Bu zamlar bir gün önce yapılsaydı maaşlara yansıyacaktı. Diyeceksiniz ki ocak zammına yetişmezse temmuz zammına yetişir. Temmuz zammında da ucuzlayan domates v.s. ile yüksek elektrik zammının enflasyona etkisi bir şekilde düşürülür. Tüm rakamlar, göstergeler, uzmanlar Türkiye’de enflasyonun yüzde 65 seviyesinde olduğunu belirtirken nasıl 20 seviyelerinde gösteriliyorsa ilerde de o şekilde düşük gösterilir ve maaşlara temmuzda da yansıtılmaz.
Enerji Piyasası Düzenleme Kurulu (EPDK) enflasyon rakamlarının belirleneceği tarihten önce zam yapacak kadar enayi değil de tüketici; enflasyon oranının doğrudan etkileyeceği kesimlerin başında gelen işçi, memur ve emekliler, bunu fark edemeyecek kadar enayi mi? Zamlar enflasyona dolayısıyla maaşlara yansıtılmazsa, tüketici cebine yansıyan zammı sandığa yansıtacak.
Memur, emekli, işçi ve özel sektör çalışanlarına da en az yüzde 50 zam yapılmazsa nüfusun büyük bir bölümü açlık sınırının altına düşecek; eğitim, beslenme ve barınma ve sağlık ihtiyaçlarını karşılayamayacak, devlet desteğine muhtaç duruma düşecektir.
Kamu mülkiyetindeki elektrik işletmelerinin birkaç yıllık getirisi kadar bir ücret karşılığında ‘babalar gibi’ satanlar bugün de ‘babalar gibi’ elektriğe zam yapıyor.
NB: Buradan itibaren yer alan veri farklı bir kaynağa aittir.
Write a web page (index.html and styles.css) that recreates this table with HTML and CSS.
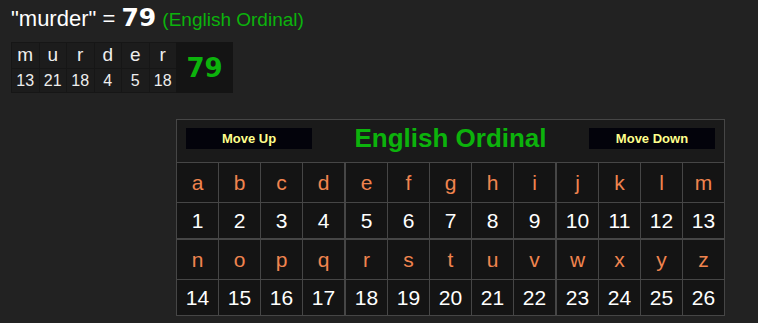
FILE: index.html
```html
<!DOCTYPE html>
<html>
<head>
    <title>Gematria - murder</title>
    <link rel="stylesheet" href="styles.css">
</head>
<body>
    <div class="result">
        <span class="phrase">"murder"</span> = <span class="total">79</span>
        <span class="cipher-name">(English Ordinal)</span>
    </div>

    <div class="breakdown">
        <div class="letters">
            <span>m</span><span>u</span><span>r</span><span>d</span><span>e</span><span>r</span>
            <span>13</span><span>21</span><span>18</span><span>4</span><span>5</span><span>18</span>
        </div>
        <div class="breakdown-sum">79</div>
    </div>

    <div class="chart-wrap">
        <table class="chart">
            <tr class="chart-head">
                <td colspan="13">
                    <div class="head-row">
                        <button class="move-btn">Move Up</button>
                        <span class="chart-title">English Ordinal</span>
                        <button class="move-btn">Move Down</button>
                    </div>
                </td>
            </tr>
            <tr class="row-letter">
                <td>a</td><td>b</td><td>c</td><td>d</td>
                <td class="split">e</td><td>f</td><td>g</td><td>h</td><td>i</td>
                <td class="split">j</td><td>k</td><td>l</td><td>m</td>
            </tr>
            <tr class="row-value">
                <td>1</td><td>2</td><td>3</td><td>4</td>
                <td class="split">5</td><td>6</td><td>7</td><td>8</td><td>9</td>
                <td class="split">10</td><td>11</td><td>12</td><td>13</td>
            </tr>
            <tr class="row-letter row-break">
                <td>n</td><td>o</td><td>p</td><td>q</td>
                <td class="split">r</td><td>s</td><td>t</td><td>u</td><td>v</td>
                <td class="split">w</td><td>x</td><td>y</td><td>z</td>
            </tr>
            <tr class="row-value">
                <td>14</td><td>15</td><td>16</td><td>17</td>
                <td class="split">18</td><td>19</td><td>20</td><td>21</td><td>22</td>
                <td class="split">23</td><td>24</td><td>25</td><td>26</td>
            </tr>
        </table>
    </div>
</body>
</html>
```

FILE: styles.css
```css
body {
    margin: 0;
    padding: 2px 11px 0;
    background: #222222;
    color: #ffffff;
    font-family: Arial, "Liberation Sans", sans-serif;
}

/* phrase = total line */
.result {
    font-size: 22px;
    line-height: 32px;
    white-space: nowrap;
}
.total {
    font-family: "DejaVu Sans", Verdana, sans-serif;
    font-size: 25px;
    font-weight: bold;
}
.cipher-name {
    font-size: 19px;
    color: #0cb30c;
}

/* per letter breakdown */
.breakdown {
    display: flex;
    margin-top: 6px;
    width: 222px;
    background: #161616;
}
.letters {
    display: grid;
    grid-template-columns: repeat(6, 26.5px);
    grid-template-rows: 25px 23px;
    gap: 1px;
    padding: 1px 0 1px 1px;
    background: #161616;
}
.letters span {
    background: #1c1c1c;
    font-size: 16px;
    text-align: center;
    line-height: 24px;
    color: #eeeeee;
}
.letters span:nth-child(-n+6) {
    font-size: 19px;
}
.breakdown-sum {
    flex: 1;
    display: flex;
    align-items: center;
    justify-content: center;
    font-family: "DejaVu Sans", Verdana, sans-serif;
    font-size: 26px;
    font-weight: bold;
    color: #0cb30c;
    background: #141414;
}

/* cipher chart */
.chart-wrap {
    padding-left: 165px;
    margin-top: 26px;
}
.chart {
    border-collapse: collapse;
    background: #141414;
    font-size: 21px;
}
.chart td {
    border: 1px solid #464646;
    width: 41px;
    padding: 0;
    text-align: center;
}
.chart td.split {
    border-left: 2px solid #464646;
}
.chart-head td {
    background: #1a1a1a;
    height: 42px;
}
.head-row {
    display: flex;
    align-items: center;
    justify-content: space-between;
    padding: 0 9px 5px;
}
.move-btn {
    width: 126px;
    height: 21px;
    border: none;
    background: #03030b;
    color: #ffff8c;
    font-family: Arial, "Liberation Sans", sans-serif;
    font-size: 13px;
    font-weight: bold;
    padding: 0;
}
.chart-title {
    font-size: 26px;
    font-weight: bold;
    color: #0cb30c;
}
.row-letter td {
    height: 39px;
    color: #f0844f;
}
.row-value td {
    height: 35px;
    color: #ffffff;
}
.row-break td {
    border-top: 2px solid #464646;
}
```
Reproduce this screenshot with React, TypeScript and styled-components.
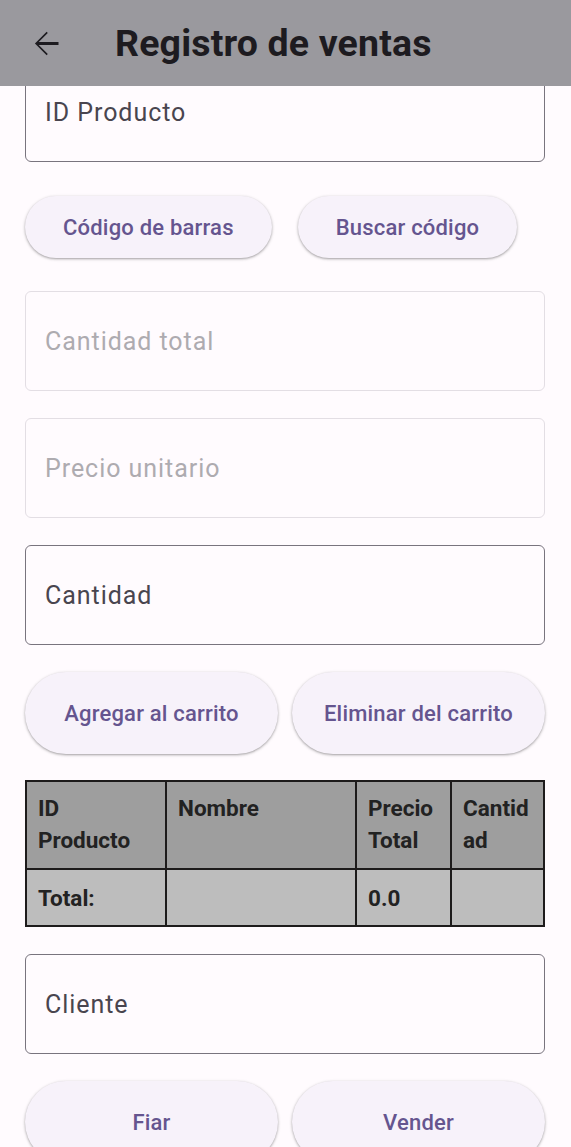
import React from "react";
import styled, { createGlobalStyle } from "styled-components";

const Global = createGlobalStyle`
  html, body { margin: 0; padding: 0; background: #fffbfe; }
  body { font-family: Roboto, "Noto Sans", sans-serif; -webkit-font-smoothing: antialiased; }
  * { box-sizing: border-box; }
`;

const Screen = styled.div`
  width: 571px;
  height: 1147px;
  display: flex;
  flex-direction: column;
  overflow: hidden;
  background: #fffbfe;
`;

const AppBar = styled.header`
  flex: 0 0 86px;
  height: 86px;
  background: #9a999e;
  display: flex;
  align-items: center;
  padding-left: 26px;
  position: relative;
  z-index: 2;
`;

const BackIcon = styled.svg`
  width: 39px;
  height: 39px;
  fill: #1d1b20;
  flex: none;
`;

const Title = styled.h1`
  margin: 0 0 0 50px;
  font-size: 37.5px;
  font-weight: 700;
  color: #1d1b20;
  letter-spacing: 0.15px;
`;

const Scroll = styled.main`
  flex: 1;
  overflow: hidden;
`;

const Content = styled.div`
  margin-top: -24px;
  padding: 0 26px 0 25px;
  display: flex;
  flex-direction: column;
`;

const Field = styled.div<{ $disabled?: boolean; $mt?: number }>`
  height: 100px;
  margin-top: ${(p) => p.$mt ?? 27}px;
  border: 1.5px solid ${(p) => (p.$disabled ? "#e3dee4" : "#79747e")};
  border-radius: 6px;
  display: flex;
  align-items: center;
  padding-left: 19px;
  font-size: 25px;
  letter-spacing: 0.95px;
  color: ${(p) => (p.$disabled ? "#aeabb0" : "#49454f")};
`;

const ButtonRow = styled.div<{ $mt: number; $expand?: boolean }>`
  margin-top: ${(p) => p.$mt}px;
  display: flex;
  gap: ${(p) => (p.$expand ? 14 : 26)}px;
`;

const Button = styled.button<{ $tall?: boolean; $expand?: boolean }>`
  flex: ${(p) => (p.$expand ? "1 1 0" : "none")};
  height: ${(p) => (p.$tall ? 82 : 62)}px;
  padding: ${(p) => (p.$expand ? "0 8px" : "0 38px")};
  white-space: nowrap;
  border: none;
  border-radius: 999px;
  background: #f7f2fa;
  color: #65558f;
  font-family: Roboto, sans-serif;
  font-size: 22px;
  font-weight: 500;
  letter-spacing: 0.2px;
  box-shadow: 0 1px 2px rgba(0, 0, 0, 0.25), 0 1px 3px 1px rgba(0, 0, 0, 0.1);
`;

const Table = styled.div`
  margin-top: 26px;
  display: grid;
  grid-template-columns: 138px 188px 93px 1fr;
  border: 2px solid #1d1b1b;
  background: #1d1b1b;
  gap: 2px;
`;

const Cell = styled.div<{ $head?: boolean }>`
  background: ${(p) => (p.$head ? "#9e9e9e" : "#bdbdbd")};
  min-height: ${(p) => (p.$head ? 86 : 55)}px;
  padding: ${(p) => (p.$head ? "10px 12px 0 11px" : "12px 12px 0 11px")};
  font-size: 22.5px;
  font-weight: 700;
  line-height: 32px;
  color: #222;
  overflow-wrap: anywhere;
`;

const ArrowBack = () => (
  <BackIcon viewBox="0 0 24 24">
    <path d="M20 11.1H7.83l5.59-5.59L12.7 4.8 5.5 12l7.2 7.2.72-.71-5.59-5.59H20z" />
  </BackIcon>
);

export default function App() {
  return (
    <>
      <Global />
      <Screen>
        <AppBar>
          <ArrowBack />
          <Title>Registro de ventas</Title>
        </AppBar>
        <Scroll>
          <Content>
            <Field $mt={0}>ID Producto</Field>
            <ButtonRow $mt={34}>
              <Button>Código de barras</Button>
              <Button>Buscar código</Button>
            </ButtonRow>
            <Field $mt={33} $disabled>Cantidad total</Field>
            <Field $disabled>Precio unitario</Field>
            <Field>Cantidad</Field>
            <ButtonRow $mt={27} $expand>
              <Button $tall $expand>Agregar al carrito</Button>
              <Button $tall $expand>Eliminar del carrito</Button>
            </ButtonRow>
            <Table>
              <Cell $head>ID Producto</Cell>
              <Cell $head>Nombre</Cell>
              <Cell $head>Precio Total</Cell>
              <Cell $head>Cantidad</Cell>
              <Cell>Total:</Cell>
              <Cell></Cell>
              <Cell>0.0</Cell>
              <Cell></Cell>
            </Table>
            <Field>Cliente</Field>
            <ButtonRow $mt={27} $expand>
              <Button $tall $expand>Fiar</Button>
              <Button $tall $expand>Vender</Button>
            </ButtonRow>
          </Content>
        </Scroll>
      </Screen>
    </>
  );
}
Elektrik zamları maliyetten değil; doymak bilmeyen yüksek kazanç arzusundan kaynaklanıyor. Her şeyi hazır, hiçbir yatırım yapılmadan üretilen elektriğe bu kadar zammı, kurt kuzuya şah olsa yapmaz.
Yatırımı devlet rantı dağıtım ve pazarlama şirketleri alıyor. Yenilenebilir enerji kaynaklarına yatırım zorunlu hale gelseydi, ne doğaya, havaya zarar veren santraller yapılır ne de elektrik bu kadar pahalı olurdu. Almanya 6 nükleer enerji santralinden 3 ünü kapattı, kalan 3’ünü de 2023’te kapatacak. Elektrik enerjisinin yüzde 80’ni rüzgar ve güneş enerjisi gibi yenilenebilir enerji kaynaklarından karşılanacak.
Türkiye Almanya’dan daha fazla güneş, rüzgar aldığı halde biz piyasa fiyatının üstünde nükleer santral yapıyoruz. Geçen yıl ve yılların sorunları bu yıl da artarak devam edecek, dertlere dert katacak, buna rağmen geleceğe umutla bakılacak. Sorun var çözüm de var. Karamsarlık yok. Keser döner sap döner, hesap döner.